In Sunday's Washington Post, ex-Portland Press Herald DC correspondent Jonathan Kaplan laments the decreasing number of Washington correspondents reporting for regional and local newspapers around the country. It's as much a plea for his old job back as anything else - of course, the guy might properly claim to have been duped, as in December 2007 the PPH hired him away from The Hill, where he had worked for five years, and then barely six months later laid him off
But his piece also shows how well the Press Herald brass handled the layoffs - while he was being interviewed before being hired, PPH execs were "proud ... they had a bureau in Washington ... (and) never implied that the lone Maine reporter's seat in the Capitol was in jeopardy of growing cold."

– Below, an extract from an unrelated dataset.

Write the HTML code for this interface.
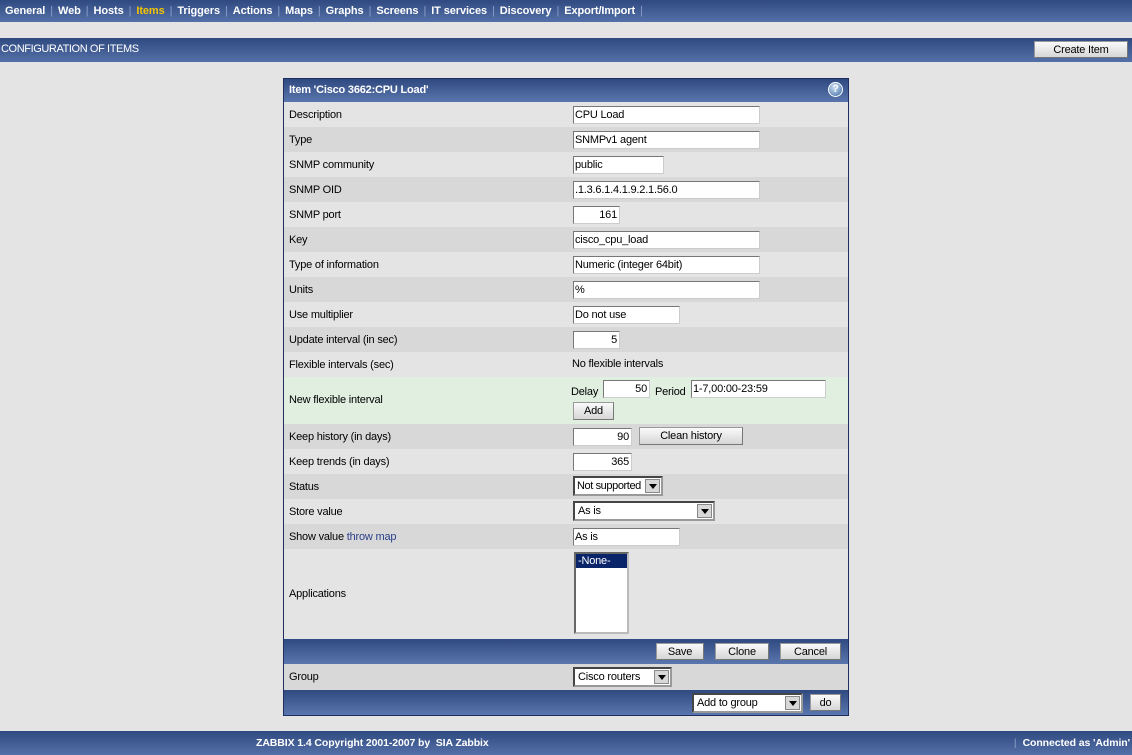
<!DOCTYPE html>
<html><head><meta charset="utf-8"><style>
*{margin:0;padding:0;box-sizing:border-box}
body{width:1132px;height:755px;background:#e4e4e4;font-family:"Liberation Sans",Arial,sans-serif;font-size:11px;letter-spacing:-0.2px;color:#000;position:relative;overflow:hidden}
.bar{position:absolute;left:0;width:1132px;background:linear-gradient(#2f4a80,#5470a8);color:#fff}
.nav{top:0;height:22px;font-weight:bold;font-size:11px;letter-spacing:-0.1px;line-height:22px;padding-left:5px}
.nav span.s{color:#8aa0c8;margin:0 5px;font-weight:normal}
.nav .a{color:#f5c400}
.hdr{top:38px;height:24px;line-height:23px;padding-left:1px;font-size:11px;letter-spacing:-0.4px}
.btn{position:absolute;background:linear-gradient(#fafafa,#d6d6d6);border:1px solid #999;border-right-color:#777;border-bottom-color:#777;font-size:11px;text-align:center;color:#000}
.tbl{position:absolute;left:283px;top:78px;width:566px;height:638px;border:1px solid #1e2e5e;background:#e4e4e4}
.row{position:absolute;left:0;width:564px;height:25px}
.row.d{background:#d8d8d8}
.row.l{background:#e4e4e4}
.lab{position:absolute;left:5px;line-height:26px}
.in{position:absolute;height:18px;background:#fff;border:1px solid #777;border-right-color:#ccc;border-bottom-color:#ccc;line-height:16px;padding-left:1px;font-size:11px;white-space:nowrap;overflow:hidden}
.r{text-align:right;padding-right:2px}
.sel{position:absolute;height:20px;background:#fff;border:2px inset #999;line-height:16px;padding-left:3px;white-space:nowrap;overflow:hidden}
.sel i{position:absolute;right:1px;top:1px;width:15px;height:14px;background:#d8d8d8;border:1px solid #888}
.sel i:after{content:"";position:absolute;left:3px;top:4px;border-left:4px solid transparent;border-right:4px solid transparent;border-top:5px solid #000}
.tb{position:absolute;left:0;width:564px;background:linear-gradient(#2f4a80,#5a76ae)}
</style></head><body>
<div class="bar nav">General<span class="s">|</span>Web<span class="s">|</span>Hosts<span class="s">|</span><span class="a">Items</span><span class="s">|</span>Triggers<span class="s">|</span>Actions<span class="s">|</span>Maps<span class="s">|</span>Graphs<span class="s">|</span>Screens<span class="s">|</span>IT services<span class="s">|</span>Discovery<span class="s">|</span>Export/Import<span class="s">|</span></div>
<div class="bar hdr">CONFIGURATION OF ITEMS</div>
<div class="btn" style="left:1034px;top:41px;width:94px;height:17px;line-height:16px">Create Item</div>

<div class="tbl">
<div class="tb" style="top:0;height:23px;color:#fff;font-weight:bold;line-height:22px;padding-left:5px">Item 'Cisco 3662:CPU Load'
<div style="position:absolute;right:5px;top:3px;width:15px;height:15px;border-radius:50%;background:radial-gradient(circle at 40% 35%,#cde,#3a6aa8);color:#fff;font-size:11px;line-height:13px;text-align:center;border:1px solid #fff">?</div></div>

<div class="row l" style="top:23px"><div class="lab">Description</div><div class="in" style="left:289px;top:4px;width:187px">CPU Load</div></div>
<div class="row d" style="top:48px"><div class="lab">Type</div><div class="in" style="left:289px;top:4px;width:187px">SNMPv1 agent</div></div>
<div class="row l" style="top:73px"><div class="lab">SNMP community</div><div class="in" style="left:289px;top:4px;width:91px">public</div></div>
<div class="row d" style="top:98px"><div class="lab">SNMP OID</div><div class="in" style="left:289px;top:4px;width:187px">.1.3.6.1.4.1.9.2.1.56.0</div></div>
<div class="row l" style="top:123px"><div class="lab">SNMP port</div><div class="in r" style="left:289px;top:4px;width:47px">161</div></div>
<div class="row d" style="top:148px"><div class="lab">Key</div><div class="in" style="left:289px;top:4px;width:187px">cisco_cpu_load</div></div>
<div class="row l" style="top:173px"><div class="lab">Type of information</div><div class="in" style="left:289px;top:4px;width:187px">Numeric (integer 64bit)</div></div>
<div class="row d" style="top:198px"><div class="lab">Units</div><div class="in" style="left:289px;top:4px;width:187px">%</div></div>
<div class="row l" style="top:223px"><div class="lab">Use multiplier</div><div class="in" style="left:289px;top:4px;width:107px">Do not use</div></div>
<div class="row d" style="top:248px"><div class="lab">Update interval (in sec)</div><div class="in r" style="left:289px;top:4px;width:47px">5</div></div>
<div class="row l" style="top:273px"><div class="lab">Flexible intervals (sec)</div><div style="position:absolute;left:288px;line-height:25px">No flexible intervals</div></div>
<div class="row" style="top:298px;height:47px;background:#e0efe0"><div class="lab" style="line-height:47px">New flexible interval</div>
<div style="position:absolute;left:287px;top:9px">Delay</div><div class="in r" style="left:319px;top:3px;width:47px">50</div>
<div style="position:absolute;left:371px;top:9px">Period</div><div class="in" style="left:407px;top:3px;width:135px">1-7,00:00-23:59</div>
<div class="btn" style="left:289px;top:25px;width:41px;height:18px;line-height:16px">Add</div></div>
<div class="row d" style="top:345px"><div class="lab">Keep history (in days)</div><div class="in r" style="left:289px;top:4px;width:59px">90</div><div class="btn" style="left:355px;top:3px;width:104px;height:18px;line-height:16px">Clean history</div></div>
<div class="row l" style="top:370px"><div class="lab">Keep trends (in days)</div><div class="in r" style="left:289px;top:4px;width:59px">365</div></div>
<div class="row d" style="top:395px"><div class="lab">Status</div><div class="sel" style="left:289px;top:2px;width:90px;padding-left:2px;letter-spacing:-0.4px">Not supported<i></i></div></div>
<div class="row l" style="top:420px"><div class="lab">Store value</div><div class="sel" style="left:289px;top:2px;width:142px">As is<i></i></div></div>
<div class="row d" style="top:445px"><div class="lab">Show value <span style="color:#2a3f8a">throw map</span></div><div class="in" style="left:289px;top:4px;width:107px">As is</div></div>
<div class="row l" style="top:470px;height:90px"><div class="lab" style="line-height:90px">Applications</div>
<div style="position:absolute;left:290px;top:3px;width:55px;height:82px;background:#fff;border:2px inset #bbb"><div style="background:#0a246a;color:#fff;padding-left:2px;line-height:14px">-None-</div></div></div>
<div class="tb" style="top:560px;height:25px">
<div class="btn" style="left:372px;top:4px;width:48px;height:17px;line-height:16px">Save</div>
<div class="btn" style="left:431px;top:4px;width:54px;height:17px;line-height:16px">Clone</div>
<div class="btn" style="left:496px;top:4px;width:61px;height:17px;line-height:16px">Cancel</div></div>
<div class="row d" style="top:585px;height:26px"><div class="lab">Group</div><div class="sel" style="left:289px;top:3px;width:99px">Cisco routers<i></i></div></div>
<div class="tb" style="top:611px;height:25px">
<div class="sel" style="left:408px;top:3px;width:111px">Add to group<i></i></div>
<div class="btn" style="left:526px;top:4px;width:31px;height:17px;line-height:16px">do</div></div>
</div>

<div class="bar" style="top:731px;height:24px;line-height:24px;font-weight:bold;font-size:10.5px;letter-spacing:-0.1px">
<span style="position:absolute;left:256px">ZABBIX 1.4 Copyright 2001-2007 by &nbsp;SIA Zabbix</span>
<span style="position:absolute;right:2px"><span style="color:#8aa0c8;font-weight:normal;margin-right:6px">|</span>Connected as 'Admin'</span></div>
</body></html>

But lo, on June 23, a human-resources staffer sent Kaplan himself an e-mail intended for his bosses, asking when he'd be canned. It wasn't until three days later that the editor actually bothered to confirm what, at that point, had to be some serious suspicions.
And he ends the piece with an ironic bit political-theater reporting that Kaplan says justifies keeping DC correspondents. Back in May, he tells Post readers, US Senator Susan Collins praised an aspect of the farm bill, and then voted against the entire bill.
If that's his strongest argument for having a Washington bureau, it's a weak argument indeed - Kaplan was on the job in May, and never told his readers about that event.